| Set task |
Look through the material below. Copy each line that contains the string "React".

| Data excerpt |
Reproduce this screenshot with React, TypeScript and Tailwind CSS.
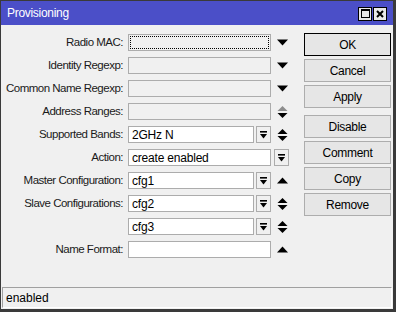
import React from "react";

type Side = "down" | "updown" | "updownDim" | "up" | "none";

type Row = {
  label: string;
  value?: string;
  disabled?: boolean;
  focus?: boolean;
  combo?: boolean;
  wide?: boolean;
  side: Side;
};

const rows: Row[] = [
  { label: "Radio MAC:", disabled: true, focus: true, side: "down" },
  { label: "Identity Regexp:", disabled: true, side: "down" },
  { label: "Common Name Regexp:", disabled: true, side: "down" },
  { label: "Address Ranges:", disabled: true, side: "updownDim" },
  { label: "Supported Bands:", value: "2GHz N", combo: true, side: "updown" },
  { label: "Action:", value: "create enabled", wide: true, side: "none" },
  { label: "Master Configuration:", value: "cfg1", combo: true, side: "up" },
  { label: "Slave Configurations:", value: "cfg2", combo: true, side: "updown" },
  { label: "", value: "cfg3", combo: true, side: "updown" },
  { label: "Name Format:", side: "up" },
];

const buttons = [
  ["OK", "Cancel", "Apply"],
  ["Disable", "Comment", "Copy", "Remove"],
];

function DropIcon() {
  return (
    <svg width="9" height="8" viewBox="0 0 9 8">
      <rect x="1" y="0" width="7" height="1.6" fill="#000" />
      <path d="M1 3 H8 L4.5 7.5 Z" fill="#000" />
    </svg>
  );
}

function SideIcon({ kind }: { kind: Side }) {
  if (kind === "none") return null;
  if (kind === "down")
    return (
      <svg width="11" height="7" viewBox="0 0 11 7">
        <path d="M0 0.5 H11 L5.5 6.5 Z" fill="#000" />
      </svg>
    );
  if (kind === "up")
    return (
      <svg width="11" height="7" viewBox="0 0 11 7">
        <path d="M0 6.5 H11 L5.5 0.5 Z" fill="#000" />
      </svg>
    );
  return (
    <svg width="11" height="12" viewBox="0 0 11 12">
      <path d="M0.5 5 H10.5 L5.5 0 Z" fill={kind === "updownDim" ? "#8d8d8d" : "#000"} />
      <path d="M0.5 7 H10.5 L5.5 12 Z" fill="#000" />
    </svg>
  );
}

function Field({ row }: { row: Row }) {
  const bg = row.disabled ? "bg-[#f0f0f0]" : "bg-white";
  return (
    <div
      className={`relative h-[17px] border border-[#acacac] ${bg} flex items-center px-[3px] text-black text-[12px] tracking-[-0.2px] ${
        row.combo ? "w-[126px]" : "w-[143px]"
      }`}
    >
      {row.focus && (
        <div className="absolute inset-[1px] border border-dotted border-black" />
      )}
      {row.value}
    </div>
  );
}

function DropButton() {
  return (
    <div className="h-[17px] w-[15px] border border-[#acacac] bg-[#f0f0f0] flex items-center justify-center">
      <DropIcon />
    </div>
  );
}

export default function App() {
  return (
    <div
      className="w-[396px] h-[312px] flex flex-col bg-[#f0f0f0] border-t border-l border-r-[3px] border-b-[3px] border-[#3a3a3a] text-[12px] text-[#1a1a1a] overflow-hidden"
      style={{ fontFamily: '"Liberation Sans", Arial, sans-serif' }}
    >
      {/* title bar */}
      <div className="h-[24px] shrink-0 bg-[#4b4fc8] flex items-center pl-[6px] pr-[6px]">
        <span className="text-white text-[12px] tracking-[-0.3px] flex-1">Provisioning</span>
        <div className="flex gap-[1px] mt-[1px]">
          <div className="w-[14px] h-[14px] border border-black bg-[#e9e9e9] flex items-center justify-center">
            <div className="w-[9px] h-[9px] border border-black border-t-2" />
          </div>
          <div className="w-[14px] h-[14px] border border-black bg-[#e9e9e9] flex items-center justify-center">
            <svg width="8" height="8" viewBox="0 0 8 8">
              <path d="M1 1 L7 7 M7 1 L1 7" stroke="#000" strokeWidth="2" />
            </svg>
          </div>
        </div>
      </div>

      {/* body */}
      <div className="flex-1 flex">
        <div className="w-[303px] pt-[9px] flex flex-col gap-[6px]">
          {rows.map((row, i) => (
            <div key={i} className="flex items-center h-[17px]">
              <div className="w-[123px] text-right pr-[1px] whitespace-nowrap text-[11.5px] tracking-[-0.5px]">
                {row.label}
              </div>
              <div className="ml-[4px] flex gap-[2px]">
                <Field row={row} />
                {row.combo && <DropButton />}
              </div>
              {row.wide ? (
                <div className="ml-[3px]">
                  <DropButton />
                </div>
              ) : (
                <div className="ml-[6px] w-[11px] flex justify-center">
                  <SideIcon kind={row.side} />
                </div>
              )}
            </div>
          ))}
        </div>

        <div className="w-[87px] pt-[8px] flex flex-col gap-[7px]">
          {buttons.map((group, g) => (
            <div key={g} className="flex flex-col gap-[3px]">
              {group.map((b) => (
                <div
                  key={b}
                  className={`h-[23px] flex items-center justify-center bg-[#e6e6e6] border text-[12px] tracking-[-0.3px] text-black ${
                    b === "OK" ? "border-black" : "border-[#adadad]"
                  }`}
                >
                  {b}
                </div>
              ))}
            </div>
          ))}
        </div>
      </div>

      {/* status bar */}
      <div className="h-[21px] mx-[1px] mb-[1px] border border-t-[#a0a0a0] border-l-[#a0a0a0] border-r-white border-b-white flex items-center px-[3px] text-[12px] text-black">
        enabled
      </div>
    </div>
  );
}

| Correct result |
Reproduce this screenshot with React, TypeScript and Tailwind CSS.
import React from "react";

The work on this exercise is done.